I am a freelance Consultant to a number of different businesses and with holidays etc I am having to play catch up and working shedloads. Which I enjoy. And the other day was a day of ups and downs and headbanging frustration but a great rollercoaster ride nonetheless.

It started with reviewing materials on the computer – calm, quiet, introvert inspection. It moved to meeting to agree a position between three of us and was an enjoyable discussion and meeting of minds. It then moved on to the telecon from hell. Four of us on the line from the UK and half a dozen or so elsewhere. But obviously not all there at the start. No we have the usual revisiting of decisions already taken in the first 15 minutes, followed by a realisation that the key player isn’t actually on the phone so no decision can be taken.

But we all took a decision a few days ago, why can’t we stick with that? Nothing’s changed. Then someone else joins the call. And introduces a whole new, incoherent element to the proceedings. We discover this is actually someone very senior whose views we should listen to but I have got to the point of no return. I am trying to interrupt the ramblings but am not getting anywhere until he decides to draw breath. By which time I am seething with anger at what I see as lack of clarity and vision from someone so high up and that’s it. I’m on my feet and yelling in to the speakerphone. i am invoking company mission statements in a bid to get them to understand that what they are suggesting is unacceptable to their own company, not just me. I rail for a good minute. And there is complete silence at the other end.

It was a different silence to the one when you ask brightly”Does any one have any ideas?” and you can hear people shuffling, wriggling, metaphorically looking down at their feet. No, this silence was total. As if we’d been cut off. It was a void of shock and disbelief. I realised I had gone too far but it was too late. I felt my contract swinging in the breeze but felt vindicated by my righteousness. (Won’t feel so clever if I can’t pay the mortgage though!).

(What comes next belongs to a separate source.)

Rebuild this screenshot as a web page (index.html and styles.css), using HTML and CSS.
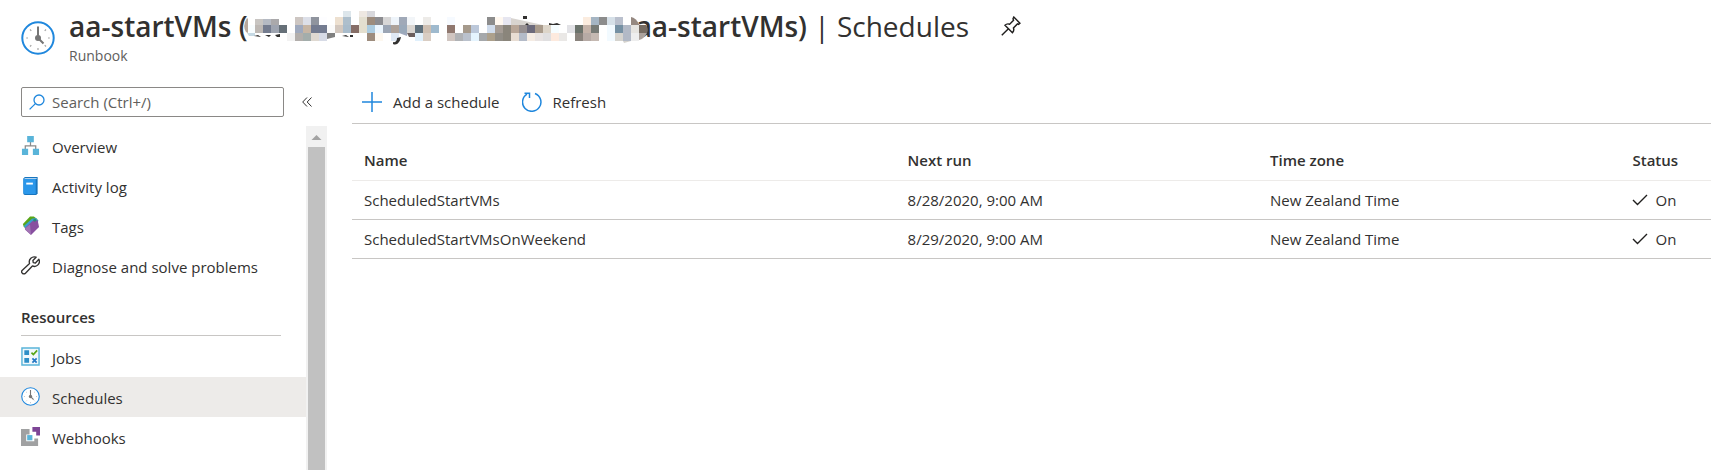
FILE: index.html
```html
<!DOCTYPE html>
<html lang="en">
<head>
<meta charset="utf-8">
<title>aa-startVMs | Schedules</title>
<link rel="stylesheet" href="styles.css">
</head>
<body>
<svg class="defs" aria-hidden="true">
  <symbol id="clock" viewBox="0 0 34 34">
    <circle cx="17" cy="17" r="15.7" fill="#fff" stroke="#1f87dd" stroke-width="2"/>
    <path d="M17 5.500V17l5.500 5.500" fill="none" stroke="#767676" stroke-width="2"/>
    <circle cx="17" cy="17" r="3" fill="#767676"/>
    <path d="M25 8.500l-1.300 1.300M9 8.500l1.300 1.300M28.800 17H27M5.200 17H7M17 27v2M9 25.500l1.300-1.300M25 25.500l-1.300-1.300" stroke="#a5a5a5" stroke-width="1.200"/>
  </symbol>
  <symbol id="check" viewBox="0 0 16 12">
    <path d="M1 6l4.500 4.500L15 1" fill="none" stroke="#201f1e" stroke-width="1.400"/>
  </symbol>
</svg>
<header class="blade-header">
  <svg class="blade-icon"><use href="#clock"/></svg>
  <div class="heading">
    <div class="title-row">
      <h1 class="title"><strong>aa-startVMs (</strong><span class="redacted"><svg class="mosaic" id="mosaic" viewBox="240 8 416 40" aria-hidden="true"></svg></span><strong>aa-startVMs)</strong> | Schedules</h1>
      <button class="pin" type="button" aria-label="Pin">
        <svg viewBox="0 0 18 18" fill="none" stroke="#201f1e" stroke-width="1.300"><path d="M11.500 1l5.500 5.500-1.200 1-1-.4-3.600 3.600c.6 1.700.1 3.300-.9 4.300L3.600 8.300c1.200-1.200 2.600-1.500 4.200-.9l3.500-3.500-.5-1.400zM6.900 11.300L.7 17.400"/></svg>
      </button>
    </div>
    <p class="subtitle">Runbook</p>
  </div>
</header>
<div class="body">
  <aside class="sidebar">
    <div class="search-row">
      <label class="search">
        <svg viewBox="0 0 16 16" fill="none" stroke="#1f87dd" stroke-width="1.300"><circle cx="10" cy="6" r="5"/><path d="M6.400 9.600L.6 15.400"/></svg>
        <input type="text" placeholder="Search (Ctrl+/)" aria-label="Search (Ctrl+/)">
      </label>
      <button class="collapse" type="button" aria-label="Collapse menu">
        <svg viewBox="0 0 10 10" fill="none" stroke="#323130" stroke-width="1"><path d="M5 .5L.7 5 5 9.500M9.500.5L5.200 5l4.300 4.500"/></svg>
      </button>
    </div>
    <div class="menu-wrap">
      <nav class="menu">
        <a class="item" href="#"><svg viewBox="0 0 19 20"><path d="M9.500 6v4M4 14v-3.500h11V14" fill="none" stroke="#8a8a8a" stroke-width="1.300"/><path d="M6 0h7v6.500H6zM.5 13.500H7V20H.5zM12 13.500h6.500V20H12z" fill="#59b4d9"/></svg>Overview</a>
        <a class="item" href="#"><svg viewBox="0 0 19 20"><path d="M3.500 1H17v17.500L15.500 20H3.500A1.500 1.500 0 0 1 2 18.500v-16z" fill="#1875be"/><path d="M3 3h12v16H3.500L2 18V3z" fill="#2b97ea"/><path d="M3.500 2H16v1H3z" fill="#e3effa"/><path d="M5 7h7v2H5z" fill="#fff"/></svg>Activity log</a>
        <a class="item" href="#"><svg viewBox="0 0 19 20"><path d="M1.500 8.500L9 .5h4l4 3-10 11-4.500-3z" fill="#58a618"/><path d="M2.500 10.500L11 3l4-1 3 3-9 11-5-3z" fill="#3a9fd0"/><path d="M3.500 13L12 5l5-.5 1.500 7L10 20l-6-5.500z" fill="#8850a0"/><path d="M4 13l5-4 1 10.500-6-5z" fill="#a274b4"/><circle cx="14" cy="4.500" r="1.500" fill="#2c8878"/></svg>Tags</a>
        <a class="item" href="#"><svg viewBox="0 0 20 20"><path d="M18.800 3.500a5.200 5.200 0 0 1-6.800 7l-7.300 7.700a2.300 2.300 0 0 1-3.300-3.300L9 7.800a5.200 5.200 0 0 1 6.900-6.500L12.500 4.700l.4 2.300 2.300.4z" fill="#fff" stroke="#323130" stroke-width="1.400" stroke-linejoin="round"/></svg>Diagnose and solve problems</a>
        <h2 class="section">Resources</h2>
        <a class="item" href="#"><svg viewBox="0 0 20 20"><path d="M1 1h18v18H1z" fill="#f1f8fc" stroke="#59b4d9" stroke-width="1.500"/><path d="M3.500 3.500h5v5h-5zM3.500 11.500h5v5h-5z" fill="#2f8fc7"/><path d="M11 6l2 2 4-4.500" fill="none" stroke="#58a618" stroke-width="1.800"/><path d="M12 12l4.500 4.500M16.500 12L12 16.500" stroke="#2578c4" stroke-width="1.800"/></svg>Jobs</a>
        <a class="item selected" href="#" aria-current="page"><svg viewBox="0 0 34 34"><use href="#clock"/></svg>Schedules</a>
        <a class="item" href="#"><svg viewBox="0 0 20 20"><path d="M0 2h9v6H5.500v7H14v-3h4v8H0z" fill="#a0a1a2"/><path d="M12 0h8v9h-4V5h-4z" fill="#7d4596"/><path d="M6.500 8.500h5.500V14H6.500z" fill="#59b4d9"/></svg>Webhooks</a>
      </nav>
      <div class="scrollbar" aria-hidden="true"><svg viewBox="0 0 21 21"><path d="M5.500 14L10.500 9l5 5z" fill="#a3a3a3"/></svg><div class="thumb"></div></div>
    </div>
  </aside>
  <main class="content">
    <div class="toolbar">
      <button type="button"><svg viewBox="0 0 20 20" fill="none" stroke="#1f87dd" stroke-width="1.500"><path d="M10 0v20M0 10h20"/></svg>Add a schedule</button>
      <button type="button"><svg viewBox="0 0 20 20" fill="none" stroke="#1f87dd" stroke-width="1.500"><path d="M13 1.500a9.200 9.200 0 1 1-8 .7M2.500 1.200h5v4.800"/></svg>Refresh</button>
    </div>
    <table class="grid">
      <thead><tr><th class="name">Name</th><th class="mid">Next run</th><th class="mid">Time zone</th><th>Status</th></tr></thead>
      <tbody>
        <tr><td>ScheduledStartVMs</td><td>8/28/2020, 9:00 AM</td><td>New Zealand Time</td><td><span class="status"><svg><use href="#check"/></svg>On</span></td></tr>
        <tr><td>ScheduledStartVMsOnWeekend</td><td>8/29/2020, 9:00 AM</td><td>New Zealand Time</td><td><span class="status"><svg><use href="#check"/></svg>On</span></td></tr>
      </tbody>
    </table>
  </main>
</div>
<script src="mosaic.js"></script>
</body>
</html>
```
FILE: styles.css
```css
* { box-sizing: border-box; }
body {
  margin: 0;
  min-height: 100vh;
  display: flex;
  flex-direction: column;
  overflow: hidden;
  background: #fff;
  color: #323130;
  font: 15px/20px "Open Sans", "Noto Sans", sans-serif;
}
button { border: 0; padding: 0; background: none; color: inherit; font: inherit; }
.defs { position: absolute; width: 0; height: 0; }

.blade-header { display: flex; gap: 14px; height: 87px; padding: 7px 21px 0; }
.blade-icon { width: 34px; height: 34px; margin-top: 14px; }
.title-row { display: flex; align-items: center; gap: 32px; }
.title { margin: 0; font-size: 28px; line-height: 38px; font-weight: 400; white-space: nowrap; }
.title strong { font-weight: 600; }
.redacted { display: inline-block; position: relative; width: 388px; height: 20px; }
.mosaic { position: absolute; left: -9px; top: -8px; width: 416px; height: 40px; }
.pin svg { display: block; width: 20px; height: 20px; }
.subtitle { margin: 0; padding-top: 1px; font-size: 14px; color: #605e5c; }

.body { display: flex; flex: 1; }
.sidebar { display: flex; flex-direction: column; width: 327px; }
.search-row { display: flex; align-items: center; gap: 18px; padding-left: 21px; height: 30px; }
.search {
  display: flex; align-items: center; gap: 7px;
  width: 263px; height: 30px; padding: 0 7px;
  border: 1px solid #8a8886; border-radius: 2px;
}
.search svg { width: 16px; height: 16px; }
.search input { flex: 1; min-width: 0; border: 0; padding: 0; outline: 0; font: inherit; background: none; }
.search input::placeholder { color: #605e5c; opacity: 1; }
.collapse svg { display: block; width: 10px; height: 10px; }
.menu-wrap { display: flex; flex: 1; margin-top: 9px; }
.menu { flex: 1; }
.item {
  display: flex; align-items: center; gap: 12px;
  height: 40px; padding: 1px 0 0 21px;
  color: inherit; text-decoration: none;
}
.item svg { width: 19px; height: 19px; margin-bottom: 3px; }
.item.selected { background: #edebe9; }
.section {
  margin: 15px 25px 1px 21px; padding: 6px 0 8px;
  border-bottom: 1px solid #c8c6c4;
  font-size: 15px; line-height: 20px; font-weight: 600;
}
.scrollbar { display: flex; flex-direction: column; width: 21px; background: #f1f1f1; }
.scrollbar svg { width: 21px; height: 21px; }
.thumb { flex: 1; margin: 0 2px; background: #c1c1c1; }

.content { flex: 1; margin-left: 25px; }
.toolbar { display: flex; align-items: center; gap: 22px; height: 37px; padding: 0 10px 7px; border-bottom: 1px solid #c8c6c4; }
.toolbar button { display: flex; align-items: center; gap: 11px; }
.toolbar svg { width: 20px; height: 20px; }
.grid { width: 100%; table-layout: fixed; border-collapse: collapse; }
.grid th, .grid td { padding: 0 0 0 12px; text-align: left; white-space: nowrap; }
.grid th { height: 56px; padding-top: 16px; font-weight: 600; border-bottom: 1px solid #edebe9; }
.grid td { height: 39px; border-bottom: 1px solid #c8c6c4; }
.grid .name { width: 40%; }
.grid .mid { width: 26.67%; }
.status { display: flex; align-items: center; gap: 7px; }
.status svg { width: 16px; height: 12px; }
```
FILE: mosaic.js
```js
// Pixelated strip that hides the account name: [x, y, colours of consecutive 8px cells]
const rows = [
  [344, 10, "dde6eb - eee8e2 d8d8dc"],
  [256, 18, "c8c5c2 b5bac3 aaa9ab"],
  [296, 16, "cdc6c2 dcdfe8 8f949e fdfdff fff ede0d0 aebfcc fff e3dfd0 9d8c7d 8c8c90 d7d6d6 eef4fa a0a9b8 f2f5f8 fff edebe8"],
  [448, 16, "f6faff fff fff fff fff 8c8c8c fff8f0 e6e6f0"],
  [584, 16, "fbecdf a5b5c3 8c8c8c d6e0e8 bac0cd fff"],
  [248, 24, "f8fdff bdb8b4 747c8f 9ea4b0 667078 fff 9fa9bd c6b5a4 737b90 737b90 fbfbfb d3c8bf a9bccb 866e67 e3dfcf accce0 ecf6fe 9ba5b4 ada29a 9aa9ba dad6d2 5f707c cebfb2 9fbace fff 90786f fff a69a8c bcc8da fff d0dcec a59c95 8a857b b8a698 968f90 6c6a7b a99b8c ddd5c9 f6fdff fff e2e2e6 6b736c c4b3a9 777b76 fff f2faff 7590a3 b2b9c6 e6e4e0"],
  [288, 32, "f2f2f2 b2aeab a3adab dfd9d1 d7dbe6"],
  [368, 32, "9d8c7d fdf8f0 fff dfe9f5"],
  [416, 32, "e0f0fc d9cdc3 fff fff d0c5c0 b0b2b5 bac1cc e5f4fe a5a8ab aca08c 918d86 8a857b e8ddd3 b4bbc8 f5ece4 e8e3e2 e0dfe0 fdeade eae8e6 fff 8a837d b6aaa5 c5b9b2 fff f2faff d5d3ce b2b9c6 eee"]
];
// Rounded ends and brush edges: [colour, path]
const edges = [
  ["#b8a89c", "M248 17q-5 8-1 14l2 1v-14z"],
  ["#c5d9e4", "M248 32h8v3h-6z"],
  ["#323130", "M255 35l4-1 3 2zM266 34h6l-2 2zM276 34l5-1v3h-3zM343 35l4-1 3 2zM351 34h3v2h-3z"],
  ["#808080", "M328 32h8v4l-8 2z"],
  ["#9fa9bd", "M400 32h8v3l-8-3z"],
  ["#6c5f5e", "M408 32h8v4h-6z"],
  ["#323130", "M398 37l4-1c-1 5-4 9-8 7v-2c3 1 4-2 4-4z"],
  ["#d8d4d0", "M512 17l32 7h-32z"],
  ["#323130", "M524 15h4v3h-4zM528 22l2 2h-4zM550 24v-2l4 1 4-1 4 2z"],
  ["#958880", "M632 16q5 1 8 7v1h-8z"],
  ["#766c62", "M640 24h7q3 4 1 8h-8z"],
  ["#aca39d", "M640 32h8q-3 6-8 7z"],
  ["#d5d3ce", "M624 40h8l-7 2z"]
];
const svg = document.getElementById("mosaic");
const add = (fill, d) => {
  const p = document.createElementNS("http://www.w3.org/2000/svg", "path");
  p.setAttribute("fill", fill);
  p.setAttribute("d", d);
  svg.append(p);
};
for (const [x, y, list] of rows) {
  const bottom = Math.ceil((y + 1) / 8) * 8;
  list.split(" ").forEach((c, i) => {
    if (c !== "-") add("#" + c, `M${x + i * 8} ${y}h8V${bottom}h-8z`);
  });
}
for (const [fill, d] of edges) add(fill, d);
```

And then someone at the other end broke the ice and acknowledged that it was a blistering attack and I’d stung them in to silence. But then we moved on. To a degree. Until someone else joined the call and we had to start over. And then we moved on to the main reason for the call, Having used up half the time on a side issue. The person whose call it was was doing her best to retain control and in the end it came down to her apologising for “being brutal” but asking for an actual unequivocal yes or no from the two most senior people there. Everyone else had put their cards on the table, but at the end of the day, these two had to make the call. They are paid high salaries to make high level decisions. To be fair, one of them did step up to the plate and do it. But the other? He weasel-worded his agreement in such a way that it was clear he was only agreeing because everyone else was. Here he was, the most senior person on the call and yet presumably he had just floated in to that position, and has stayed there, resting on the shoulders of his subordinates. Leadership my arse.